• SQL Techniques – Columns to Rows, Rows to Columns


    Abstract: 行变列,列变行在生成报表的时候经常遇到,行变列叫做"Pivot”, 反之叫做"Unpivot”。 在Oracle11g之前,一般都是通过很多work around来实现,但是Oracle11g中直接支持PIVOT和UNPIVOT的操作。

    关于PIVOT和UNPIVOT用法可以参见这里

    1. Rows to Columns

    Rows to Columns是比较常见的操作,比如说下面这个例子,有这样一张表,

     

    SQL> desc dept_emp_distribute;
    Name                                      Null?    Type
    ----------------------------------------- -------- ----------------------------
    DEPT                                                  NUMBER
    REGION                                              VARCHAR2(20)
    EMPLOYEE_COUNT                             NUMBER

     

    SQL> select * from dept_emp_distribute;

          DEPT REGION               EMPLOYEE_COUNT
    ---------- -------------------- --------------
             1 SZ                               10
             1 SH                               15
             1 HZ                               25
             2 HZ                                5
             2 SZ                               15
             2 SH                               35

    6 rows selected.

    现在假设我们要生成如下这张报表,

          DEPT EMPLOYEE_IN_SZ EMPLOYEE_IN_SH EMPLOYEE_IN_HZ
    ---------- -------------- -------------- --------------
             1             10             15             25
             2             15             35              5

    在11g之前,最容易想到的方法,就是采用case when 或 decode来做,如下所示,

    SQL> select dept,
      2    max(case region when 'SZ' then employee_count else null end) employee_in_sz,
      3    max(case region when 'SH' then employee_count else null end) employee_in_sh,
      4    max(case region when 'HZ' then employee_count else null end) employee_in_hz
      5  from
      6    dept_emp_distribute
      7  group by
      8    dept;

     

    11g中可以用PIVOT来写SQL,如下,

    SQL>  select * from
      2  ( select dept, region, employee_count from dept_emp_distribute)
      3  pivot
      4  (
      5    max(employee_count) as employee_count
      6    for region in ('SZ' as SZ, 'SH' as SH, 'HZ' as HZ)
      7  );

          DEPT SZ_EMPLOYEE_COUNT SH_EMPLOYEE_COUNT HZ_EMPLOYEE_COUNT
    ---------- ----------------- ----------------- -----------------
             1                10                15                25
             2                15                35                 5

     

    注意Pivot需要一个聚集函数,因此用了max(employee_count),如果去掉这个max(),会得到如下错误:

    ORA-56902: expect aggregate function inside pivot operation

     

    Execution Plan
    ----------------------------------------------------------
    Plan hash value: 2443834872

    -------------------------------------------------------------------------------------------
    | Id  | Operation           | Name                | Rows  | Bytes | Cost (%CPU)| Time     |
    -------------------------------------------------------------------------------------------
    |   0 | SELECT STATEMENT    |                     |     6 |   228 |     4  (25)| 00:00:01 |
    |   1 |  HASH GROUP BY PIVOT|                     |     6 |   228 |     4  (25)| 00:00:01 |
    |   2 |   TABLE ACCESS FULL | DEPT_EMP_DISTRIBUTE |     6 |   228 |     3   (0)| 00:00:01 |
    -------------------------------------------------------------------------------------------

     

    对应的Pivot操作符的执行操作是HASH GROUP BY PIVOT.

     

     

    这两种方法虽然能满足需求,但是显然不够灵活,因为Hard code了REGION在SQL语句中,如果REGION的信息不确定怎么办呢?
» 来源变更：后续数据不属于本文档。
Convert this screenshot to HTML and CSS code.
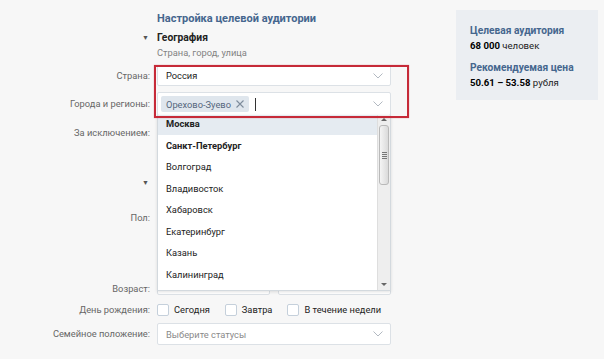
FILE: index.html
```html
<!DOCTYPE html>
<html lang="ru">
<head>
  <meta charset="UTF-8" />
  <title>Настройка целевой аудитории</title>
  <link rel="stylesheet" href="styles.css">
</head>
<body>
  <div class="page">
    <div class="form">
      <div class="row title-row">
        <div class="label"></div>
        <h2 class="title">Настройка целевой аудитории</h2>
      </div>

      <div class="row section">
        <div class="label"><span class="arrow">▼</span></div>
        <div class="section-name">География</div>
      </div>
      <div class="row hint-row">
        <div class="label"></div>
        <div class="hint">Страна, город, улица</div>
      </div>

      <div class="row country-row">
        <div class="label">Страна:</div>
        <div class="select">
          <span class="value">Россия</span>
          <svg class="chevron" width="10" height="6" viewBox="0 0 10 6"><polyline points="0.5,0.5 5,5 9.5,0.5" fill="none" stroke="#a9b1ba" stroke-width="0.9"/></svg>
        </div>
      </div>

      <div class="row cities-row">
        <div class="label">Города и регионы:</div>
        <div class="select select-tokens">
          <span class="token">Орехово-Зуево
            <svg width="8" height="8" viewBox="0 0 8 8"><path d="M0.5 0.5 L7.5 7.5 M7.5 0.5 L0.5 7.5" stroke="#7d8c9c" stroke-width="1.1"/></svg>
          </span>
          <span class="caret"></span>
          <svg class="chevron" width="10" height="6" viewBox="0 0 10 6"><polyline points="0.5,0.5 5,5 9.5,0.5" fill="none" stroke="#a9b1ba" stroke-width="0.9"/></svg>

          <div class="dropdown">
            <ul class="options">
              <li class="active strong">Москва</li>
              <li class="strong">Санкт-Петербург</li>
              <li>Волгоград</li>
              <li>Владивосток</li>
              <li>Хабаровск</li>
              <li>Екатеринбург</li>
              <li>Казань</li>
              <li>Калининград</li>
            </ul>
            <div class="scrollbar">
              <span class="sb-up"></span>
              <span class="sb-thumb"><i></i><i></i><i></i><i></i></span>
              <span class="sb-down"></span>
            </div>
          </div>
        </div>
      </div>

      <div class="row except-row">
        <div class="label">За исключением:</div>
        <div class="select"></div>
      </div>

      <div class="row section section-2">
        <div class="label"><span class="arrow">▼</span></div>
        <div class="section-name"></div>
      </div>

      <div class="row sex-row">
        <div class="label">Пол:</div>
        <div class="plain"></div>
      </div>

      <div class="row age-row">
        <div class="label">Возраст:</div>
        <div class="age-fields">
          <div class="select"></div>
          <div class="select"></div>
        </div>
      </div>

      <div class="row bday-row">
        <div class="label">День рождения:</div>
        <div class="checks">
          <label class="check"><span class="box"></span>Сегодня</label>
          <label class="check"><span class="box"></span>Завтра</label>
          <label class="check"><span class="box"></span>В течение недели</label>
        </div>
      </div>

      <div class="row family-row">
        <div class="label">Семейное положение:</div>
        <div class="select">
          <span class="placeholder">Выберите статусы</span>
          <svg class="chevron" width="10" height="6" viewBox="0 0 10 6"><polyline points="0.5,0.5 5,5 9.5,0.5" fill="none" stroke="#a9b1ba" stroke-width="0.9"/></svg>
        </div>
      </div>

      <div class="highlight"></div>
    </div>

    <aside class="summary">
      <div class="summary-title">Целевая аудитория</div>
      <div class="summary-value"><b>68 000</b> человек</div>
      <div class="summary-title second">Рекомендуемая цена</div>
      <div class="summary-value"><b>50.61 – 53.58</b> рубля</div>
    </aside>
  </div>
</body>
</html>
```

FILE: styles.css
```css
body {
  margin: 0;
  background: #f7f7f7;
  font-family: Roboto, "Open Sans", sans-serif;
  font-size: 9.3px;
  color: #222;
}
.page {
  display: flex;
  align-items: flex-start;
  padding-top: 11px;
}
.form {
  position: relative;
  width: 410px;
}
.row {
  display: grid;
  grid-template-columns: 150px 234px;
  column-gap: 7px;
  align-items: center;
}
.label {
  text-align: right;
  color: #666;
  line-height: 14px;
}
.title-row {
  height: 15px;
}
.title {
  margin: 0;
  font-size: 11px;
  line-height: 15px;
  font-weight: bold;
  color: #45668e;
}
.section {
  margin-top: 4px;
  height: 14px;
  line-height: 14px;
}
.section-name {
  font-weight: bold;
  font-size: 10.3px;
  color: #222;
}
.arrow {
  font-size: 7px;
  color: #555;
  margin-right: 1px;
}
.hint-row {
  margin-top: 2px;
  height: 14px;
}
.hint {
  color: #828282;
  line-height: 14px;
}
.select {
  position: relative;
  height: 21px;
  box-sizing: border-box;
  background: #fff;
  border: 1px solid #dce1e6;
  border-radius: 2px;
  display: flex;
  align-items: center;
  padding: 0 8px;
}
.select .value {
  color: #222;
}
.chevron {
  position: absolute;
  right: 7px;
  top: 50%;
  margin-top: -3px;
}
.country-row {
  margin-top: 5px;
}
.cities-row {
  margin-top: 6px;
}
.select-tokens {
  height: 24px;
  padding: 0 3px;
}
.token {
  display: inline-flex;
  align-items: center;
  gap: 5px;
  height: 16px;
  padding: 0 5px;
  background: #dfe6ed;
  border-radius: 2px;
  color: #55677d;
}
.caret {
  width: 1px;
  height: 13px;
  background: #333;
  margin-left: 6px;
}
.except-row {
  margin-top: 6px;
}
.except-row .select {
  height: 22px;
}
.section-2 {
  margin-top: 31px;
}
.sex-row {
  margin-top: 18px;
}
.plain {
  height: 22px;
}
.age-row {
  margin-top: 44px;
}
.age-row .label {
  align-self: end;
  margin-bottom: -1px;
}
.age-fields {
  display: flex;
  gap: 8px;
}
.age-fields .select {
  flex: 1;
  height: 22px;
}
.bday-row {
  margin-top: 8px;
  height: 14px;
}
.checks {
  display: flex;
  align-items: center;
}
.check {
  display: flex;
  align-items: center;
  gap: 5px;
  margin-right: 15px;
  color: #222;
  line-height: 14px;
  white-space: nowrap;
}
.box {
  width: 12px;
  height: 12px;
  box-sizing: border-box;
  background: #fff;
  border: 1px solid #c5d0db;
  border-radius: 2px;
}
.family-row {
  margin-top: 6px;
}
.family-row .select {
  height: 22px;
}
.placeholder {
  color: #8a8a8a;
}

/* open city list */
.dropdown {
  position: absolute;
  left: -1px;
  right: -1px;
  top: 100%;
  height: 175px;
  background: #fff;
  border: 1px solid #d3d9de;
  border-top: none;
  box-shadow: 0 1px 3px rgba(0, 0, 0, 0.12);
  overflow: hidden;
  z-index: 2;
}
.options {
  list-style: none;
  margin: -2px 0 0;
  padding: 0;
}
.options li {
  height: 21.5px;
  line-height: 21.5px;
  padding-left: 8px;
  color: #222;
}
.options li.strong {
  font-weight: bold;
}
.options li.active {
  background: #e5ebf1;
}
.scrollbar {
  position: absolute;
  top: 0;
  right: 0;
  bottom: 0;
  width: 12px;
  background: #eeeeee;
  border-left: 1px solid #dedede;
}
.sb-up, .sb-down {
  position: absolute;
  left: 3px;
  width: 0;
  height: 0;
  border-left: 3px solid transparent;
  border-right: 3px solid transparent;
}
.sb-up {
  top: 3px;
  border-bottom: 3px solid #666;
}
.sb-down {
  bottom: 4px;
  border-top: 3px solid #666;
}
.sb-thumb {
  position: absolute;
  top: 10px;
  left: 1px;
  width: 10px;
  height: 60px;
  box-sizing: border-box;
  border: 1px solid #b9b9b9;
  border-radius: 3px;
  background: linear-gradient(to right, #f4f4f4, #dadada);
  display: flex;
  flex-direction: column;
  align-items: center;
  justify-content: center;
  gap: 1px;
}
.sb-thumb i {
  display: block;
  width: 5px;
  height: 1px;
  background: #777;
}

.highlight {
  position: absolute;
  left: 154px;
  top: 54px;
  width: 255px;
  height: 53px;
  box-sizing: border-box;
  border: 2px solid #c62a38;
  box-shadow: 0 0 1px rgba(198, 42, 56, 0.5);
  z-index: 3;
  pointer-events: none;
}

.summary {
  margin-left: 46px;
  margin-top: -1px;
  width: 142px;
  box-sizing: border-box;
  padding: 13px 14px 10px;
  background: #ebeef2;
  line-height: 15px;
}
.summary-title {
  font-weight: bold;
  color: #45668e;
  font-size: 10.2px;
}
.summary-title.second {
  margin-top: 7px;
}
.summary-value {
  font-size: 9.6px;
  color: #222;
}
.summary-value b {
  color: #000;
}
```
    对于第一种方法来说,用一条静态的SQL语句是很难办到的,因为需要多少条case when 必须要动态来决定,而Pivot也不支持如下写法…

    SQL> select * from
      2  ( select dept, region, employee_count from dept_emp_distribute)
      3  pivot
      4  ( max(employee_count) as employee_count
      5    for region in ( select distinct region from dept_emp_distribute)
      6  );


      for region in ( select distinct region from dept_emp_distribute)
                      *
    ERROR at line 5:
    ORA-00936: missing expression

     

    虽然如此,但是11g支持Pivot XML来满足这种需求,如下

    SQL> select * from
      2  ( select dept, region, employee_count from dept_emp_distribute)
      3  pivot xml
      4  ( max(employee_count) as employee_count
      5    for region in (select distinct region from dept_emp_distribute)
      6  );

     

          DEPT REGION_XML
    ---------- ----------------------------------------------------------------------------------
             1 <PivotSet><item><column name = "REGION">HZ</column><column name = "EMPLOYEE_COUN
             2 <PivotSet><item><column name = "REGION">HZ</column><column name = "EMPLOYEE_COUN

     

     

     

    2. Columns to Rows.

     

    列转行叫“Unpivot”,相对于“Pivot”来说稍微有点复杂,而且不是那么直观。现在来把上面得到的结果返回去得到原表的结构,该怎么办呢?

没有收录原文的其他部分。